Le terme d’empire du milieu (re)commence d’ailleurs à prendre toute sa signification tant la Chine est au centre du jeu international. La fameuse Banque asiatique d'investissement dans les infrastructures (BAII) a été lancée en fanfare à Pékin cette semaine. Plus de 300 délégués de 57 pays ont assisté à la signature. Rappelons que la BAII concurrencera la Banque mondiale sous influence américaine et sera la cheville ouvrière du cauchemar absolu des stratèges états-uniens : l’intégration de l’Eurasie. Elle financera - sans doute en coopération avec l’autre Goliath bancaire créé récemment, la banque des BRICS - les infrastructures liées au phénoménal projet continental de routes de la Soie visant à relier l’Europe à l’Extrême-Orient en évitant les mers, marginalisant considérablement les Etats-Unis.
Le mouvement a déjà commencé, plusieurs lignes ferroviaires existent, transportant des marchandises d’un bout à l’autre de l’Eurasie, mais le mouvement va s’amplifier dans des proportions considérables. Un TGV reliant Pékin à Moscou en 30 heures est maintenant dans les cartons : 7 000 km, 240 Mds ! Routes, centrales électriques, infrastructures énergétiques, télécommunications suivront.

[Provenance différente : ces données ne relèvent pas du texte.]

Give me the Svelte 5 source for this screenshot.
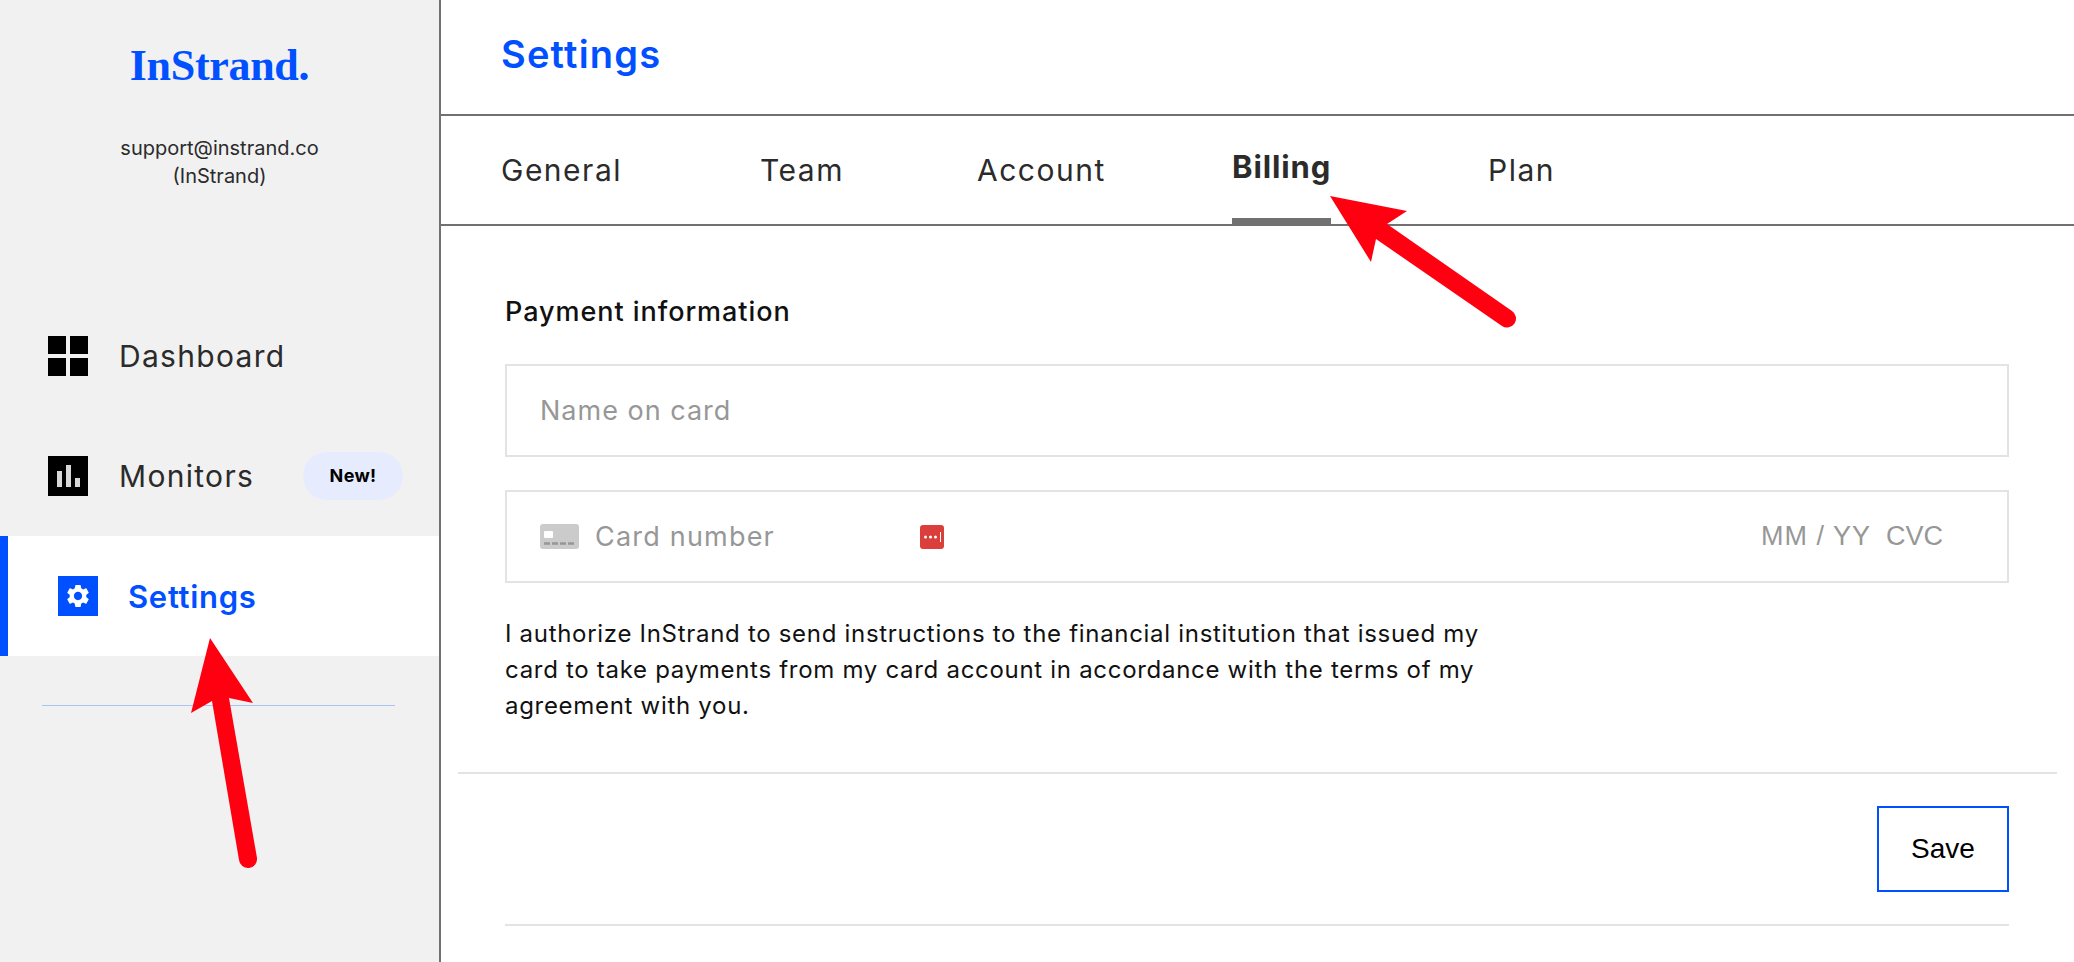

Pas étonnant que tout le monde, y compris de proches alliés américains comme la Corée du Sud, commence à quitter le navire US pour participer à cette frénésie tandis que les premiers pays européens succombent à la tentation.
Tout ce joli monde va se retrouver à Ufa dans quelques jours où la "Russie isolée" chère à nos trolls journalistiques va organiser le triple ( !) sommet de l’Organisation de Coopération de Shanghai, des BRICS et de l’Union eurasienne.